Task details: Output every entry exactly as given.

Dataset:
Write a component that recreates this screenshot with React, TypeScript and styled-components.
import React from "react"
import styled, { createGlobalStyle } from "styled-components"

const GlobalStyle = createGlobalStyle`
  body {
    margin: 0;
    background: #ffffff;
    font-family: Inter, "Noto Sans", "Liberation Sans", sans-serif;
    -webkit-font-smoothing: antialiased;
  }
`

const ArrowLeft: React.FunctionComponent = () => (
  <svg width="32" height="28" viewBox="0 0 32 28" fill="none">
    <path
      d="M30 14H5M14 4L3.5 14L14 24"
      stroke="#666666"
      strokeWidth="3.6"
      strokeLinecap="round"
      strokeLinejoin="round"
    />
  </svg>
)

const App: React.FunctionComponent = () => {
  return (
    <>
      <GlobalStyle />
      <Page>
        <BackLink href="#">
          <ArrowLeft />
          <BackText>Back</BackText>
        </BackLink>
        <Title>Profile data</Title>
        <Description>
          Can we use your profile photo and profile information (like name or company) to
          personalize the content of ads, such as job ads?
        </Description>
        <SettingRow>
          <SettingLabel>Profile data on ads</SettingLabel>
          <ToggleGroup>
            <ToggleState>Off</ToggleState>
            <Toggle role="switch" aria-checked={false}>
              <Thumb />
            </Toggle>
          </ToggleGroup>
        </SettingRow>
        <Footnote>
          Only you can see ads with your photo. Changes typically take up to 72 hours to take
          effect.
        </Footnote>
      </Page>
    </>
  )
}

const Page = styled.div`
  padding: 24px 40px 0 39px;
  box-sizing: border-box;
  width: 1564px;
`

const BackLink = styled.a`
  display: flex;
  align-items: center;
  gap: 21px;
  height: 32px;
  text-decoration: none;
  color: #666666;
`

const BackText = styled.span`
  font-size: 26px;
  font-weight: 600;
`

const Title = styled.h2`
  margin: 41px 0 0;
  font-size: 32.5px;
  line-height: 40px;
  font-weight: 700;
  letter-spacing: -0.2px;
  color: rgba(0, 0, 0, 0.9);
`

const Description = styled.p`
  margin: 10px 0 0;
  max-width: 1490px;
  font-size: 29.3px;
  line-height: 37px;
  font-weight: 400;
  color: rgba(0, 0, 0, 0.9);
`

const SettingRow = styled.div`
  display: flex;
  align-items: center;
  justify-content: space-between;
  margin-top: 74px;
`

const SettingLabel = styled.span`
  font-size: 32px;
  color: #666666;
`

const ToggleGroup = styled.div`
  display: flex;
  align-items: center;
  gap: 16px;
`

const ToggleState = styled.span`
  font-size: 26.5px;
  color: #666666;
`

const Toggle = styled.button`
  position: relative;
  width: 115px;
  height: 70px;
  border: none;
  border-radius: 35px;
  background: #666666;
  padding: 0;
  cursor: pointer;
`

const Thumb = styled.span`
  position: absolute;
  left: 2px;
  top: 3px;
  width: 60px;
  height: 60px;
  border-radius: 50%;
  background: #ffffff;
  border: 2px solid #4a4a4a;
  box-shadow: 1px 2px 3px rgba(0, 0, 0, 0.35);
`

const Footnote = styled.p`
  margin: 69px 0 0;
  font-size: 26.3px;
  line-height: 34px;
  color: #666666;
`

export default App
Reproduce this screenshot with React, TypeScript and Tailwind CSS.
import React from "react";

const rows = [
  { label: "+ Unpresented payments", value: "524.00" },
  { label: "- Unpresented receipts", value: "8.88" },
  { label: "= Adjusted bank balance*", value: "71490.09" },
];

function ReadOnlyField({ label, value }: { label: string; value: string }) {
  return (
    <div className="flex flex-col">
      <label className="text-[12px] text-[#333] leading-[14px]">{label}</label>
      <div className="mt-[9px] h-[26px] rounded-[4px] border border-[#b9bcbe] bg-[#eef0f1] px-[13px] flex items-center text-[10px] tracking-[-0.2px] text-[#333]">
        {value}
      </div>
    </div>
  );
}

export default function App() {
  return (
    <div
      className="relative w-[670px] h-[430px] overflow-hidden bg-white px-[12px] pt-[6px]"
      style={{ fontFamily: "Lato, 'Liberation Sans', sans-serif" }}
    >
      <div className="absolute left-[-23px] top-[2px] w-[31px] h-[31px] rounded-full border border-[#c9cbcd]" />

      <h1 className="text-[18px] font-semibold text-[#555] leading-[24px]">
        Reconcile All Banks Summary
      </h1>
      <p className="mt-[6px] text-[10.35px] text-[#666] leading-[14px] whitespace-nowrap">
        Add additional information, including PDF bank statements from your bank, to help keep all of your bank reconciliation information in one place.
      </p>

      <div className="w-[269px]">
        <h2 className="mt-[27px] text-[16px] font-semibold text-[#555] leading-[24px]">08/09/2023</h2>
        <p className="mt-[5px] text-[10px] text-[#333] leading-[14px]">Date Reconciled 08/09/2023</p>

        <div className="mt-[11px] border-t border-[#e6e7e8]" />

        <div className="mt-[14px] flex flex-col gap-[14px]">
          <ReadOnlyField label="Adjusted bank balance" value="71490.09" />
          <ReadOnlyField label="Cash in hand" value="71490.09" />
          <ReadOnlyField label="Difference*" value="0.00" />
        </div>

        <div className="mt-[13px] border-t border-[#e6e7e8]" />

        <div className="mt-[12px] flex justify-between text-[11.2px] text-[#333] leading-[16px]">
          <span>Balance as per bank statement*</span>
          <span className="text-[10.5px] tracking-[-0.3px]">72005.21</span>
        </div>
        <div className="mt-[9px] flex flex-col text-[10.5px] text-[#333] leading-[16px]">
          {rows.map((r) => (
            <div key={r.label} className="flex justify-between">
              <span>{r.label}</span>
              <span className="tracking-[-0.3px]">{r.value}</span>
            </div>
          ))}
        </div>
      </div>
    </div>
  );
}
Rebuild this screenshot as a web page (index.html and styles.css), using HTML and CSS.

Output of the task:
Write a component that recreates this screenshot with React, TypeScript and styled-components.
import React from "react"
import styled, { createGlobalStyle } from "styled-components"

const GlobalStyle = createGlobalStyle`
  body {
    margin: 0;
    background: #ffffff;
    font-family: Inter, "Noto Sans", "Liberation Sans", sans-serif;
    -webkit-font-smoothing: antialiased;
  }
`

const ArrowLeft: React.FunctionComponent = () => (
  <svg width="32" height="28" viewBox="0 0 32 28" fill="none">
    <path
      d="M30 14H5M14 4L3.5 14L14 24"
      stroke="#666666"
      strokeWidth="3.6"
      strokeLinecap="round"
      strokeLinejoin="round"
    />
  </svg>
)

const App: React.FunctionComponent = () => {
  return (
    <>
      <GlobalStyle />
      <Page>
        <BackLink href="#">
          <ArrowLeft />
          <BackText>Back</BackText>
        </BackLink>
        <Title>Profile data</Title>
        <Description>
          Can we use your profile photo and profile information (like name or company) to
          personalize the content of ads, such as job ads?
        </Description>
        <SettingRow>
          <SettingLabel>Profile data on ads</SettingLabel>
          <ToggleGroup>
            <ToggleState>Off</ToggleState>
            <Toggle role="switch" aria-checked={false}>
              <Thumb />
            </Toggle>
          </ToggleGroup>
        </SettingRow>
        <Footnote>
          Only you can see ads with your photo. Changes typically take up to 72 hours to take
          effect.
        </Footnote>
      </Page>
    </>
  )
}

const Page = styled.div`
  padding: 24px 40px 0 39px;
  box-sizing: border-box;
  width: 1564px;
`

const BackLink = styled.a`
  display: flex;
  align-items: center;
  gap: 21px;
  height: 32px;
  text-decoration: none;
  color: #666666;
`

const BackText = styled.span`
  font-size: 26px;
  font-weight: 600;
`

const Title = styled.h2`
  margin: 41px 0 0;
  font-size: 32.5px;
  line-height: 40px;
  font-weight: 700;
  letter-spacing: -0.2px;
  color: rgba(0, 0, 0, 0.9);
`

const Description = styled.p`
  margin: 10px 0 0;
  max-width: 1490px;
  font-size: 29.3px;
  line-height: 37px;
  font-weight: 400;
  color: rgba(0, 0, 0, 0.9);
`

const SettingRow = styled.div`
  display: flex;
  align-items: center;
  justify-content: space-between;
  margin-top: 74px;
`

const SettingLabel = styled.span`
  font-size: 32px;
  color: #666666;
`

const ToggleGroup = styled.div`
  display: flex;
  align-items: center;
  gap: 16px;
`

const ToggleState = styled.span`
  font-size: 26.5px;
  color: #666666;
`

const Toggle = styled.button`
  position: relative;
  width: 115px;
  height: 70px;
  border: none;
  border-radius: 35px;
  background: #666666;
  padding: 0;
  cursor: pointer;
`

const Thumb = styled.span`
  position: absolute;
  left: 2px;
  top: 3px;
  width: 60px;
  height: 60px;
  border-radius: 50%;
  background: #ffffff;
  border: 2px solid #4a4a4a;
  box-shadow: 1px 2px 3px rgba(0, 0, 0, 0.35);
`

const Footnote = styled.p`
  margin: 69px 0 0;
  font-size: 26.3px;
  line-height: 34px;
  color: #666666;
`

export default App
Reproduce this screenshot with React, TypeScript and Tailwind CSS.
import React from "react";

const rows = [
  { label: "+ Unpresented payments", value: "524.00" },
  { label: "- Unpresented receipts", value: "8.88" },
  { label: "= Adjusted bank balance*", value: "71490.09" },
];

function ReadOnlyField({ label, value }: { label: string; value: string }) {
  return (
    <div className="flex flex-col">
      <label className="text-[12px] text-[#333] leading-[14px]">{label}</label>
      <div className="mt-[9px] h-[26px] rounded-[4px] border border-[#b9bcbe] bg-[#eef0f1] px-[13px] flex items-center text-[10px] tracking-[-0.2px] text-[#333]">
        {value}
      </div>
    </div>
  );
}

export default function App() {
  return (
    <div
      className="relative w-[670px] h-[430px] overflow-hidden bg-white px-[12px] pt-[6px]"
      style={{ fontFamily: "Lato, 'Liberation Sans', sans-serif" }}
    >
      <div className="absolute left-[-23px] top-[2px] w-[31px] h-[31px] rounded-full border border-[#c9cbcd]" />

      <h1 className="text-[18px] font-semibold text-[#555] leading-[24px]">
        Reconcile All Banks Summary
      </h1>
      <p className="mt-[6px] text-[10.35px] text-[#666] leading-[14px] whitespace-nowrap">
        Add additional information, including PDF bank statements from your bank, to help keep all of your bank reconciliation information in one place.
      </p>

      <div className="w-[269px]">
        <h2 className="mt-[27px] text-[16px] font-semibold text-[#555] leading-[24px]">08/09/2023</h2>
        <p className="mt-[5px] text-[10px] text-[#333] leading-[14px]">Date Reconciled 08/09/2023</p>

        <div className="mt-[11px] border-t border-[#e6e7e8]" />

        <div className="mt-[14px] flex flex-col gap-[14px]">
          <ReadOnlyField label="Adjusted bank balance" value="71490.09" />
          <ReadOnlyField label="Cash in hand" value="71490.09" />
          <ReadOnlyField label="Difference*" value="0.00" />
        </div>

        <div className="mt-[13px] border-t border-[#e6e7e8]" />

        <div className="mt-[12px] flex justify-between text-[11.2px] text-[#333] leading-[16px]">
          <span>Balance as per bank statement*</span>
          <span className="text-[10.5px] tracking-[-0.3px]">72005.21</span>
        </div>
        <div className="mt-[9px] flex flex-col text-[10.5px] text-[#333] leading-[16px]">
          {rows.map((r) => (
            <div key={r.label} className="flex justify-between">
              <span>{r.label}</span>
              <span className="tracking-[-0.3px]">{r.value}</span>
            </div>
          ))}
        </div>
      </div>
    </div>
  );
}
Rebuild this screenshot as a web page (index.html and styles.css), using HTML and CSS.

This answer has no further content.